At the root level of the repository you will find directories containing the simulation data organized using unique sample IDs. Each directory corresponds to a unique cold-plate geometry configuration or operating condition. The directory structure looks like:

shift_battery_0025e284
shift_battery_00270a15
shift_battery_0070e63e
...

The full SHIFT-Battery dataset contains over 1,300 unique geometry-and-operating-condition configurations (i.e. a single geometry simulated at two different operating conditions counts as two configurations). In each directory you will find the following files:

• fluid_channel.stl: STL file of the serpentine cooling channel geometry (used as the geometry-token input for SHIFT-Battery surrogate models)
• merged_surfaces.stl: STL file with the combined battery cooling assembly geometry (cooling channel and module cold-plate)
• merged_surfaces.vtp: surface field solution file with temperature, heat flux, and wall pressure on the combined cooling assembly from the CFD simulation
• volume_fluid.vtu: volume field solution file with pressure, velocity, and temperature fields in the coolant
• params.json: JSON file containing the parametric design values including N_returns, N_parallelpath, parallel_path_gap, R_start, filling_ratio, n_profile, power_per_module, inlet_mass_flow_rate, and TIM_thickness
• metadata.json: JSON file containing simulation metadata including simulation_id, simulation_name, mesh_id, and project_id
• qoi.json: JSON file containing computed quantities of interest including pressure_drop_Pa (coolant pressure drop across the channel) and max_temp_K (peak module temperature)

Dataset Statistics

The distributions of the two main quantities of interest across the dataset are shown below.
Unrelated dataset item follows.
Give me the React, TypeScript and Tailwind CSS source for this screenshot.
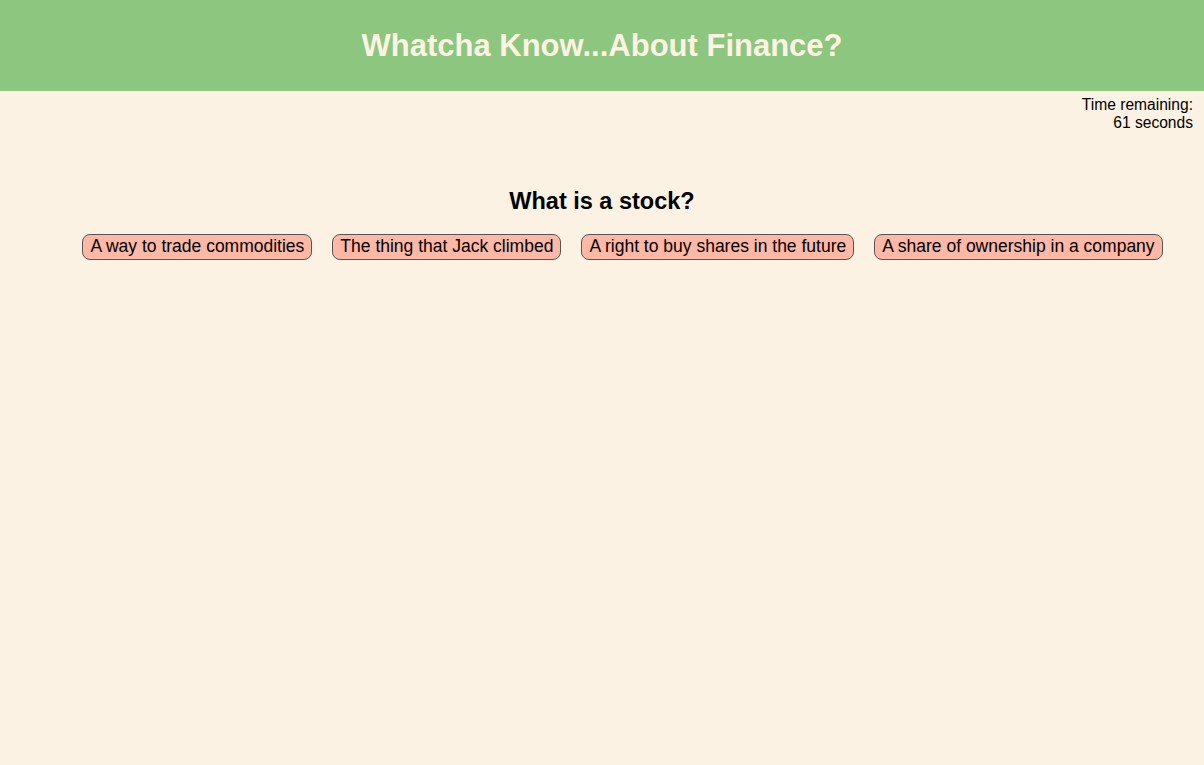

Figure: Distribution of coolant pressure drop across the channel (pressure_drop_Pa) across the dataset.

Figure: Distribution of peak module temperature (max_temp_K) across the dataset.
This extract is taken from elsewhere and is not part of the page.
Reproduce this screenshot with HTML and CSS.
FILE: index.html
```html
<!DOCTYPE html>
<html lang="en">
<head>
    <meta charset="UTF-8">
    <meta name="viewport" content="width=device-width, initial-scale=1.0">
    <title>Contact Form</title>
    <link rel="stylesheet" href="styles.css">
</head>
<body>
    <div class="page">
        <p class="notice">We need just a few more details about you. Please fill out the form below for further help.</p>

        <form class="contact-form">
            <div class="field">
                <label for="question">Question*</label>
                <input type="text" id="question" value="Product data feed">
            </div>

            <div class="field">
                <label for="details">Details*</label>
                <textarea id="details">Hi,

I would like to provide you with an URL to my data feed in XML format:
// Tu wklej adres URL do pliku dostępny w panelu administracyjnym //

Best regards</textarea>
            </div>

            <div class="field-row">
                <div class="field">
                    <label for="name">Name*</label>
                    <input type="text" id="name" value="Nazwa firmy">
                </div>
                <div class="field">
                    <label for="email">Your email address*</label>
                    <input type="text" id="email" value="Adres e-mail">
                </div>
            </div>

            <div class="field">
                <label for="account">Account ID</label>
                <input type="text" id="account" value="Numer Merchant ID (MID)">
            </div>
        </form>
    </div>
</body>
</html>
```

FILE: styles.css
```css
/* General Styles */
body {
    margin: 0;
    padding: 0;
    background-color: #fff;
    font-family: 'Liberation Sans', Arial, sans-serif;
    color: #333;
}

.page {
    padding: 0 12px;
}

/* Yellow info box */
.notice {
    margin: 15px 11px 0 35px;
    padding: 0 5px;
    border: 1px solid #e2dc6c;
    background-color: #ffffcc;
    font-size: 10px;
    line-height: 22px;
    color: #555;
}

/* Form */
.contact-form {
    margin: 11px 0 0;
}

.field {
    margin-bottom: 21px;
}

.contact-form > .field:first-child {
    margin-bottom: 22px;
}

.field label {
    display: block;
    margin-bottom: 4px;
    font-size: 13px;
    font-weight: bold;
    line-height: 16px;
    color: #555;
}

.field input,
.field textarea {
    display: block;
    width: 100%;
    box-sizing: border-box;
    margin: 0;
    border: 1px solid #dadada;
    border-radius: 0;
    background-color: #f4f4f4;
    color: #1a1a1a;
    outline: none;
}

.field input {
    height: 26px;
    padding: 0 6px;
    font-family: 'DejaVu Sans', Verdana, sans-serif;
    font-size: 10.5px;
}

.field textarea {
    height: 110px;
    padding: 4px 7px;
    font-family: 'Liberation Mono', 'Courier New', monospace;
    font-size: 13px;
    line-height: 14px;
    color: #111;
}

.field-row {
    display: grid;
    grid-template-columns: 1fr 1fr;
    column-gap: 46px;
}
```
Figure: Joint distribution of pressure drop and peak temperature, illustrating the design trade-off the surrogate must learn.

Downloading

You can use HuggingFace to gain access to the entire repository, but will require the associated storage available locally. Note you will need to have git lfs installed first, then run

git clone git@hf.co:datasets/luminary-shift/Battery

to ensure future git pull commands won't checkout full files, you'll want to ensure the skip is active in this repo

cd <path/to/repo>
git lfs install --skip-smudge --local

You can then pull down files you want to interact with in multiple ways:

• pull a specific file

git lfs pull --include="path/to/your/file"

• pull a directory

git lfs pull --include="path/to/file1,path/to/dir/*"

• pull, but exclude certain paths

git lfs pull --exclude="**/*.mp4"

• and remove those files and reset them to pointers when done using them:

rm path/to/your/file
git checkout -- path/to/your/file

Example Surrogate Predictions

Figure: Physics AI predictions.

Credits

The SHIFT-Battery dataset was developed by Luminary Cloud as part of the SHIFT Models initiative, providing comprehensive battery cooling design data for physics AI model training and battery thermal management optimization. Please attribute Luminary Cloud for the SHIFT-Battery model and dataset.

License

This dataset is distributed under the CC-BY-NC-4.0 license, which is also included in the dataset itself. By downloading the dataset you acknowledge the terms of this license.